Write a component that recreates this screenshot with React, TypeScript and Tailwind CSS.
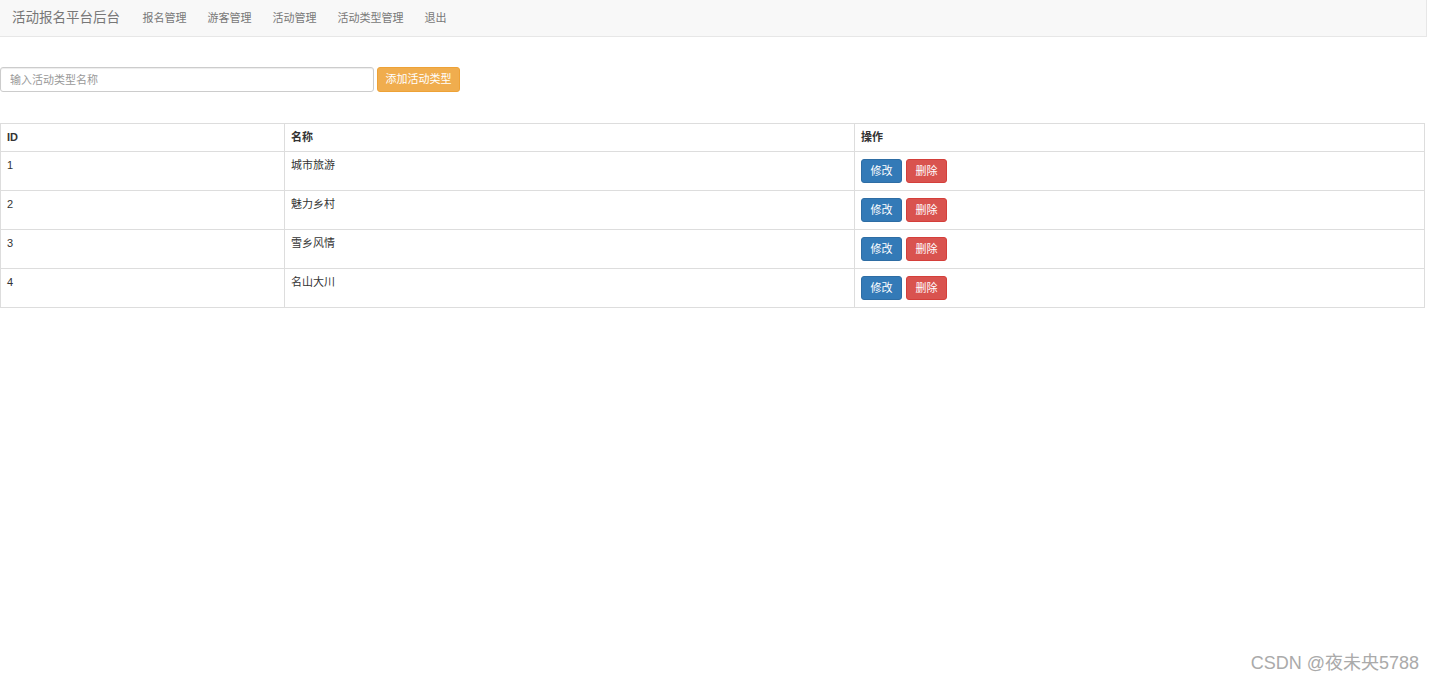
import React from "react";

const rows = [
  { id: 1, name: "城市旅游" },
  { id: 2, name: "魅力乡村" },
  { id: 3, name: "雪乡风情" },
  { id: 4, name: "名山大川" },
];

const navLinks = ["报名管理", "游客管理", "活动管理", "活动类型管理", "退出"];

export default function App() {
  return (
    <div
      className="relative h-[684px] w-[1434px] bg-white text-[11px] text-[#333]"
      style={{ fontFamily: '"Liberation Sans", "Noto Sans CJK SC", sans-serif' }}
    >
      <nav className="flex h-[37px] w-[1427px] items-center border-r border-b border-[#e7e7e7] bg-[#f8f8f8]">
        <span className="pl-[12px] pr-[12px] text-[13.5px] text-[#777]">活动报名平台后台</span>
        <ul className="flex">
          {navLinks.map((l) => (
            <li key={l} className="px-[10.5px] text-[11px] text-[#777]">
              {l}
            </li>
          ))}
        </ul>
      </nav>

      <div className="mt-[30px] flex gap-[3px]">
        <input
          placeholder="输入活动类型名称"
          className="h-[25px] w-[374px] rounded-[3px] border border-[#ccc] px-[9px] text-[11px] shadow-[inset_0_1px_1px_rgba(0,0,0,0.075)] placeholder:text-[#999]"
        />
        <button className="h-[25px] w-[83px] rounded-[3px] border border-[#eea236] bg-[#f0ad4e] text-[11px] text-white">
          添加活动类型
        </button>
      </div>

      <table className="mt-[31px] w-[1425px] table-fixed border-collapse border border-[#ddd]">
        <colgroup>
          <col className="w-[284px]" />
          <col className="w-[570px]" />
          <col />
        </colgroup>
        <thead>
          <tr>
            <th className="border border-[#ddd] px-[6px] py-[7px] text-left align-top text-[11px] leading-[13px] font-bold">ID</th>
            <th className="border border-[#ddd] px-[6px] py-[7px] text-left align-top text-[11px] leading-[13px] font-bold">名称</th>
            <th className="border border-[#ddd] px-[6px] py-[7px] text-left align-top text-[11px] leading-[13px] font-bold">操作</th>
          </tr>
        </thead>
        <tbody>
          {rows.map((r) => (
            <tr key={r.id}>
              <td className="border border-[#ddd] px-[6px] py-[7px] align-top leading-[13px]">{r.id}</td>
              <td className="border border-[#ddd] px-[6px] py-[7px] align-top leading-[13px]">{r.name}</td>
              <td className="border border-[#ddd] px-[6px] py-[7px] align-top">
                <div className="flex h-[24px] gap-[4px]">
                  <button className="h-[24px] w-[41px] rounded-[3px] border border-[#2e6da4] bg-[#337ab7] text-[11px] text-white">
                    修改
                  </button>
                  <button className="h-[24px] w-[41px] rounded-[3px] border border-[#d43f3a] bg-[#d9534f] text-[11px] text-white">
                    删除
                  </button>
                </div>
              </td>
            </tr>
          ))}
        </tbody>
      </table>

      <div className="absolute right-[15px] bottom-[7px] text-[18px] text-[#aaa]">CSDN @夜未央5788</div>
    </div>
  );
}
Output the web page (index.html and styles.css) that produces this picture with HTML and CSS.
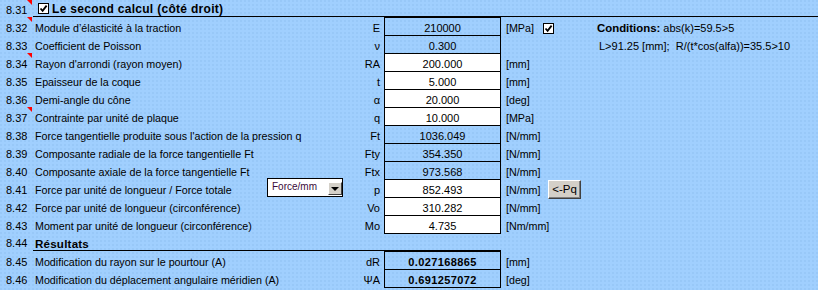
FILE: index.html
```html
<!DOCTYPE html>
<html lang="fr">
<head>
<meta charset="utf-8">
<title>Le second calcul</title>
<link rel="stylesheet" href="styles.css">
</head>
<body>
<div class="sheet">
  <div class="row head">
    <div class="num note">8.31</div>
    <div class="title">
      <span class="cb"><svg viewBox="0 0 9 9" width="9" height="9"><path d="M1.5 4.5 L3.6 6.8 L7.6 1.6" fill="none" stroke="#000" stroke-width="1.8"/></svg></span>
      <span class="title-text">Le second calcul (côté droit)</span>
    </div>
  </div>

  <div class="row">
    <div class="num note">8.32</div>
    <div class="lbl">Module d’élasticité à la traction</div>
    <div class="sym">E</div>
    <div class="val">210000</div>
    <div class="unit">[MPa]</div>
    <div class="extra chk"><span class="cb"><svg viewBox="0 0 9 9" width="9" height="9"><path d="M1.5 4.5 L3.6 6.8 L7.6 1.6" fill="none" stroke="#000" stroke-width="1.8"/></svg></span></div>
    <div class="cond"><b>Conditions:</b> abs(k)=59.5&gt;5</div>
  </div>

  <div class="row">
    <div class="num">8.33</div>
    <div class="lbl">Coefficient de Poisson</div>
    <div class="sym">ν</div>
    <div class="val">0.300</div>
    <div class="unit"></div>
    <div class="extra"></div>
    <div class="cond cond2">L&gt;91.25 [mm];&nbsp; R/(t*cos(alfa))=35.5&gt;10</div>
  </div>

  <div class="row">
    <div class="num note">8.34</div>
    <div class="lbl">Rayon d'arrondi (rayon moyen)</div>
    <div class="sym">RA</div>
    <div class="val in">200.000</div>
    <div class="unit">[mm]</div>
  </div>

  <div class="row">
    <div class="num">8.35</div>
    <div class="lbl">Epaisseur de la coque</div>
    <div class="sym">t</div>
    <div class="val in">5.000</div>
    <div class="unit">[mm]</div>
  </div>

  <div class="row">
    <div class="num">8.36</div>
    <div class="lbl">Demi-angle du cône</div>
    <div class="sym">α</div>
    <div class="val in">20.000</div>
    <div class="unit">[deg]</div>
  </div>

  <div class="row">
    <div class="num note">8.37</div>
    <div class="lbl">Contrainte par unité de plaque</div>
    <div class="sym">q</div>
    <div class="val in">10.000</div>
    <div class="unit">[MPa]</div>
  </div>

  <div class="row">
    <div class="num">8.38</div>
    <div class="lbl">Force tangentielle produite sous l'action de la pression q</div>
    <div class="sym">Ft</div>
    <div class="val">1036.049</div>
    <div class="unit">[N/mm]</div>
  </div>

  <div class="row">
    <div class="num">8.39</div>
    <div class="lbl">Composante radiale de la force tangentielle Ft</div>
    <div class="sym">Fty</div>
    <div class="val">354.350</div>
    <div class="unit">[N/mm]</div>
  </div>

  <div class="row">
    <div class="num">8.40</div>
    <div class="lbl">Composante axiale de la force tangentielle Ft</div>
    <div class="sym">Ftx</div>
    <div class="val">973.568</div>
    <div class="unit">[N/mm]</div>
  </div>

  <div class="row">
    <div class="num">8.41</div>
    <div class="lbl combo-cell">
      <span>Force par unité de longueur / Force totale</span>
      <div class="combo">
        <span class="combo-text">Force/mm</span>
        <span class="combo-btn"><span class="arrow"></span></span>
      </div>
    </div>
    <div class="sym">p</div>
    <div class="val in">852.493</div>
    <div class="unit">[N/mm]</div>
    <div class="extra btn-cell"><span class="btn">&lt;-Pq</span></div>
  </div>

  <div class="row">
    <div class="num">8.42</div>
    <div class="lbl">Force par unité de longueur (circonférence)</div>
    <div class="sym">Vo</div>
    <div class="val in">310.282</div>
    <div class="unit">[N/mm]</div>
  </div>

  <div class="row">
    <div class="num">8.43</div>
    <div class="lbl">Moment par unité de longueur (circonférence)</div>
    <div class="sym">Mo</div>
    <div class="val in">4.735</div>
    <div class="unit">[Nm/mm]</div>
  </div>

  <div class="row sub">
    <div class="num">8.44</div>
    <div class="lbl under"><b>Résultats</b></div>
    <div class="sym under"></div>
    <div class="val cap"></div>
  </div>

  <div class="row">
    <div class="num">8.45</div>
    <div class="lbl">Modification du rayon sur le pourtour (A)</div>
    <div class="sym">dR</div>
    <div class="val res">0.027168865</div>
    <div class="unit">[mm]</div>
  </div>

  <div class="row">
    <div class="num">8.46</div>
    <div class="lbl">Modification du déplacement angulaire méridien (A)</div>
    <div class="sym">ΨA</div>
    <div class="val res last">0.691257072</div>
    <div class="unit">[deg]</div>
  </div>
</div>
</body>
</html>
```

FILE: styles.css
```css
html, body {
  margin: 0;
  padding: 0;
}
body {
  background-color: #a0cffe;
  background-image: radial-gradient(circle at 1px 1px, #94c4f4 0.6px, transparent 0.9px);
  background-size: 4px 4px;
  font-family: "Liberation Sans", Arial, sans-serif;
  font-size: 10.7px;
  color: #000;
  width: 818px;
  height: 290px;
  overflow: hidden;
}
.sheet {
  width: 818px;
}
.row {
  display: grid;
  grid-template-columns: 33px 317px 34px 117px 42px 54px 221px;
  height: 18px;
}
.row > div {
  box-sizing: border-box;
  height: 18px;
  padding-top: 5px;
  line-height: 13px;
  white-space: nowrap;
}
.row.head {
  height: 17px;
}
.row.head > div {
  height: 17px;
  padding-top: 4px;
}
.num {
  padding-left: 6px;
  position: relative;
  font-size: 11px;
}
.num.note::after {
  content: "";
  position: absolute;
  top: 0;
  right: 1px;
  width: 0;
  height: 0;
  border-top: 5px solid #ff0000;
  border-left: 5px solid transparent;
}
.title {
  grid-column: 2 / -1;
  border-bottom: 1px solid #000;
  display: flex;
  align-items: flex-start;
}
.row.head > .title {
  padding-top: 3px;
}
.title .cb {
  margin-left: 5px;
  margin-right: 3px;
}
.title-text {
  font-weight: bold;
  font-size: 12px;
  letter-spacing: 0.3px;
  line-height: 13px;
}
.cb {
  display: inline-flex;
  align-items: center;
  justify-content: center;
  width: 11px;
  height: 11px;
  box-sizing: border-box;
  border: 1px solid #000;
  background: #fff;
}
.cb svg {
  display: block;
}
.lbl {
  padding-left: 2px;
}
.sym {
  text-align: right;
  padding-right: 4px;
  font-size: 11px;
}
.val {
  text-align: center;
  font-size: 11px;
  border-left: 1px solid #000;
  border-right: 1px solid #000;
  border-top: 1px solid #000;
}
.row > .val {
  padding-top: 4px;
}
.val.in {
  background: #fff;
}
.val.res {
  font-weight: bold;
  letter-spacing: 0.4px;
}
.row > .val.last {
  height: 19px;
  border-bottom: 1px solid #000;
}
.row > .val.cap {
  border-left: 0;
  border-right: 0;
  border-bottom: 1px solid #000;
}
.under {
  border-bottom: 1px solid #000;
}
.row.sub > div {
  padding-top: 4px;
}
.row.sub .lbl b {
  font-size: 11.6px;
  letter-spacing: 0.2px;
}
.unit {
  padding-left: 5px;
}
.row > .chk {
  padding-top: 6px;
}
.cond {
  padding-left: 0;
  font-size: 11px;
}
.cond b {
  font-size: 11.4px;
}
.cond2 {
  padding-left: 2px;
}
.combo-cell {
  display: flex;
  align-items: flex-start;
}
.combo {
  margin-left: auto;
  margin-right: 7px;
  margin-top: -6px;
  width: 76px;
  height: 19px;
  box-sizing: border-box;
  border: 1px solid #000;
  background: #fff;
  display: flex;
  align-items: flex-start;
}
.combo-text {
  flex: 1;
  font-size: 10px;
  line-height: 14px;
  padding-left: 4px;
  padding-top: 1px;
  color: #3a0a3a;
}
.combo-btn {
  width: 14px;
  height: 13px;
  margin-top: 3px;
  box-sizing: border-box;
  background: #d4d0c8;
  border: 1px solid;
  border-color: #ffffff #404040 #404040 #ffffff;
  display: flex;
  align-items: center;
  justify-content: center;
}
.arrow {
  width: 0;
  height: 0;
  border-left: 4px solid transparent;
  border-right: 4px solid transparent;
  border-top: 4px solid #000;
}
.row > .btn-cell {
  padding-top: 1px;
  padding-left: 5px;
}
.btn {
  display: flex;
  align-items: center;
  justify-content: center;
  width: 33px;
  height: 19px;
  box-sizing: border-box;
  background: #d4d0c8;
  border: 1px solid;
  border-color: #ffffff #404040 #404040 #ffffff;
  box-shadow: inset -1px -1px 0 #808080;
  font-size: 11.5px;
  line-height: 15px;
  color: #000;
}
```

--*--

To do:
Pick out and copy every line that contains the word "this".

Expected answer:
Write a component that recreates this screenshot with React, TypeScript and Tailwind CSS.
Output the web page (index.html and styles.css) that produces this picture with HTML and CSS.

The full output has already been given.